M. le président. Avant de mettre aux voix l’ensemble de la proposition de loi, je donne la parole à M. Patrick Kanner, pour explication de vote.

M. Patrick Kanner. Monsieur le président, madame la garde des sceaux, mes chers collègues, le groupe socialiste et républicain votera cette proposition de loi. Nous n’avons pas obtenu satisfaction sur la totalité des amendements que nous avons présentés, même si j’ai bien noté que Mme la garde des sceaux était intéressée par les propositions de notre groupe, ce dont je la remercie.

Je constate que, entre l’ancien et le nouveau monde, il y a un monde qui avance, et c’est celui du Sénat, madame la garde des sceaux ! Manifestement, nous vous offrons là un matériau utile pour vos futures réflexions, et je m’en félicite. Nous pouvons saluer le travail de nos deux rapporteurs, sous l’autorité de M. Philippe Bas. Nous allons adopter des dispositions qui vont dans le bon sens, pour permettre à notre justice d’être à la hauteur des enjeux de service public qui sont les siens, au bénéfice de nos concitoyens.

Le groupe socialiste et républicain votera donc ce texte. (Mme Marie-Pierre de la Gontrie applaudit.)

M. le président. La parole est à Mme Esther Benbassa.

Mme Esther Benbassa. Monsieur le président, madame la ministre, monsieur le président de la commission des lois, messieurs les corapporteurs, mes chers collègues, « La justice va mal. La réforme de l’institution judiciaire et la mise à niveau de ses moyens sont une urgence pour notre État de droit. » Ces mots ouvraient l’exposé des motifs de la proposition de loi qui nous a réunis aujourd’hui. Je les partage tous.

Je suis en revanche convaincue, comme l’ensemble des membres du groupe communiste républicain citoyen et écologiste, que certaines des dispositions de ce texte, loin de participer au redressement de la justice, constituent une sérieuse remise en cause du fonctionnement de l’institution judiciaire et des principes fondateurs de notre droit.

Nous considérons la question des moyens alloués à la justice comme un indispensable corollaire à son indépendance.

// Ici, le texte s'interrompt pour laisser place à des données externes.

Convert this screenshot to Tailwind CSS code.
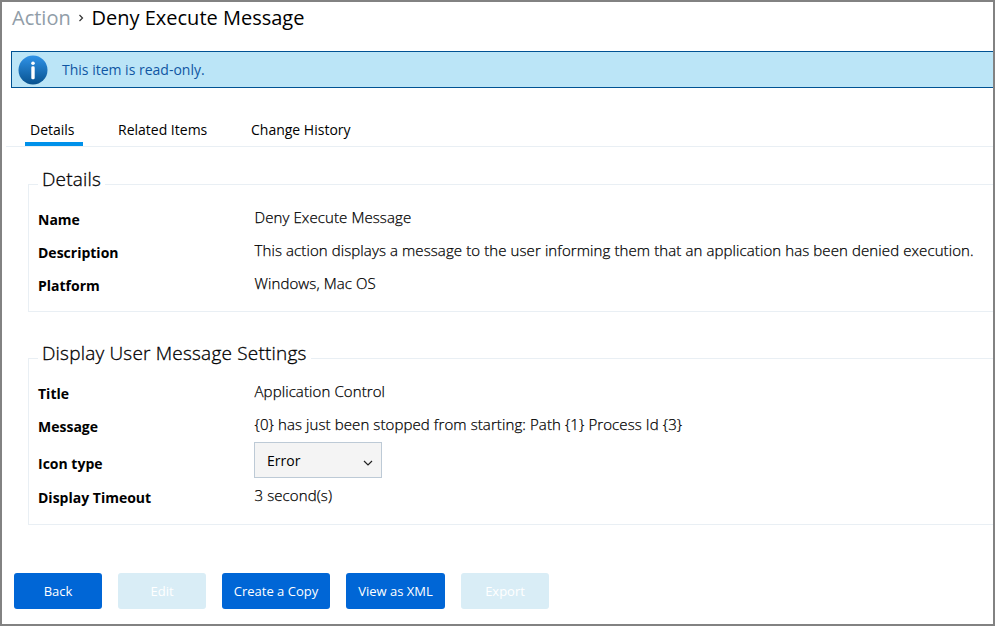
<!DOCTYPE html>
<html lang="en">
<head>
<meta charset="utf-8">
<title>Deny Execute Message</title>
<script src="https://cdn.jsdelivr.net/npm/@tailwindcss/browser@4"></script>
</head>
<body class="bg-white text-black font-['Open_Sans','Noto_Sans',sans-serif] text-sm">
<div class="flex h-[626px] w-[995px] flex-col overflow-hidden border-2 border-[#828282]">
  <nav class="flex h-8 items-center pl-2.5 text-[20px] leading-8">
    <span class="w-[58px] whitespace-nowrap text-[#919da8]">Action</span>
    <svg class="ml-2 h-2 w-1.5" viewBox="0 0 6 8" fill="none" stroke="#333" stroke-width="1.2"><path d="M1.5 1 4.5 4 1.5 7"/></svg>
    <h1 class="ml-[7.5px] whitespace-nowrap">Deny Execute Message</h1>
  </nav>

  <div class="mt-[17px] ml-[9px] flex h-[37px] items-center border border-r-0 border-[#005293] bg-[#bbe5f7] pl-1.5 text-[#0f56a3]">
    <svg class="h-[30px] w-[30px]" viewBox="0 0 30 30">
      <defs><linearGradient id="g" x1="0" y1="0" x2="0" y2="1"><stop offset="0" stop-color="#3093e8"/><stop offset="1" stop-color="#08528f"/></linearGradient></defs>
      <circle cx="15" cy="15" r="14.5" fill="url(#g)"/>
      <circle cx="15" cy="8.3" r="1.8" fill="#fff"/>
      <rect x="13.3" y="11.3" width="3.4" height="13" rx="1.4" fill="#fff"/>
    </svg>
    <span class="ml-3.5">This item is read-only.</span>
  </div>

  <div class="mt-[26px] ml-1 flex h-[33px] border-b border-[#e9eff4] pl-[19px] whitespace-nowrap">
    <div class="h-8 w-[58px] border-b-4 border-[#0091ea] pl-[5px] leading-8">Details</div>
    <div class="ml-[35px] w-[133px] leading-8">Related Items</div>
    <div class="leading-8">Change History</div>
  </div>

  <section class="mt-[37px] ml-[26px] h-[128px] border border-r-0 border-[#e9eff4] whitespace-nowrap">
    <h2 class="-mt-5 ml-[9px] h-7 w-fit bg-white px-1 text-[19px] leading-7 font-light tracking-[0.2px] [-webkit-text-stroke:0.3px]">Details</h2>
    <dl class="mt-[9px] ml-[9px] grid auto-rows-[33px] grid-cols-[216px_1fr] leading-8 [&>dd]:-mt-px [&>dd]:pl-[0.5px] [&>dd]:text-[15px] [&>dd]:leading-8 [&>dd]:font-light [&>dd]:tracking-[0.1px] [&>dd]:[-webkit-text-stroke:0.25px]">
      <dt class="pt-0.5 font-bold">Name</dt><dd>Deny Execute Message</dd>
      <dt class="pt-0.5 font-bold">Description</dt><dd>This action displays a message to the user informing them that an application has been denied execution.</dd>
      <dt class="pt-0.5 font-bold">Platform</dt><dd>Windows, Mac OS</dd>
    </dl>
  </section>

  <section class="mt-[46px] ml-[26px] h-[167px] border border-r-0 border-[#e9eff4] whitespace-nowrap">
    <h2 class="-mt-5 ml-[9px] h-7 w-fit bg-white px-1 text-[19px] leading-7 font-light tracking-[0.2px] [-webkit-text-stroke:0.3px]">Display User Message Settings</h2>
    <dl class="mt-[9px] ml-[9px] grid grid-cols-[216px_1fr] grid-rows-[33px_33px_38px_33px] leading-8 [&>dd]:-mt-px [&>dd]:pl-[0.5px] [&>dd]:text-[15px] [&>dd]:leading-8 [&>dd]:font-light [&>dd]:tracking-[0.1px] [&>dd]:[-webkit-text-stroke:0.25px]">
      <dt class="pt-0.5 font-bold">Title</dt><dd>Application Control</dd>
      <dt class="pt-0.5 font-bold">Message</dt><dd>{0} has just been stopped from starting: Path {1} Process Id {3}</dd>
      <dt class="pt-1.5 font-bold">Icon type</dt>
      <dd>
        <div class="mt-px -ml-[0.5px] flex h-9 w-32 items-center justify-between border border-[#bdcad6] bg-[#f4f4f4] pt-px pr-2 pl-3 text-sm font-normal tracking-normal [-webkit-text-stroke:0]">
          <span>Error</span>
          <svg class="mt-1 h-2.5 w-2.5" viewBox="0 0 10 10" fill="none" stroke="#222" stroke-width="1.2"><path d="M1 3 5 7 9 3"/></svg>
        </div>
      </dd>
      <dt class="pt-0.5 font-bold">Display Timeout</dt><dd>3 second(s)</dd>
    </dl>
  </section>

  <div class="mt-12 ml-3 flex gap-4 text-[13px] text-white">
    <button class="h-9 w-[88px] rounded-[3px] bg-[#0066d6]">Back</button>
    <button class="h-9 w-[88px] rounded-[3px] bg-[#d9edf6]">Edit</button>
    <button class="h-9 w-[108px] rounded-[3px] bg-[#0066d6]">Create a Copy</button>
    <button class="h-9 w-[99px] rounded-[3px] bg-[#0066d6]">View as XML</button>
    <button class="h-9 w-[88px] rounded-[3px] bg-[#d9edf6]">Export</button>
  </div>
</div>
</body>
</html>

Ceux-ci doivent être renforcés, mais certainement pas, comme vous nous le proposez, par une approche managériale et comptable de la justice.

Consolider l’état de droit est, pour nous aussi, une priorité – nous avons d’ailleurs été bien seuls à le défendre lorsqu’il s’est agi de faire entrer les mesures de l’état d’urgence dans notre droit commun –, mais la réponse ne peut être uniquement répressive. Monsieur le président de la commission des lois, elle doit être pensée en termes de réhabilitation et de réinsertion. C’est bien l’humain qui doit être au cœur de notre politique pénale.

Je dis cela non pas par angélisme, mais par pragmatisme. Nous le savons, le tout-carcéral, le tout-répressif, cela ne marche pas ! Cela ne fait pas diminuer le taux de récidive, cela ne porte pas ses fruits en matière de réinsertion !

De surcroît, nous ne cesserons de le rappeler, l’exigence de respect de la dignité doit être aussi considérée derrière les barreaux des prisons. L’incarcération ne doit pas valoir exclusion ; le détenu reste membre de la cité et doit donc conserver ses droits fondamentaux.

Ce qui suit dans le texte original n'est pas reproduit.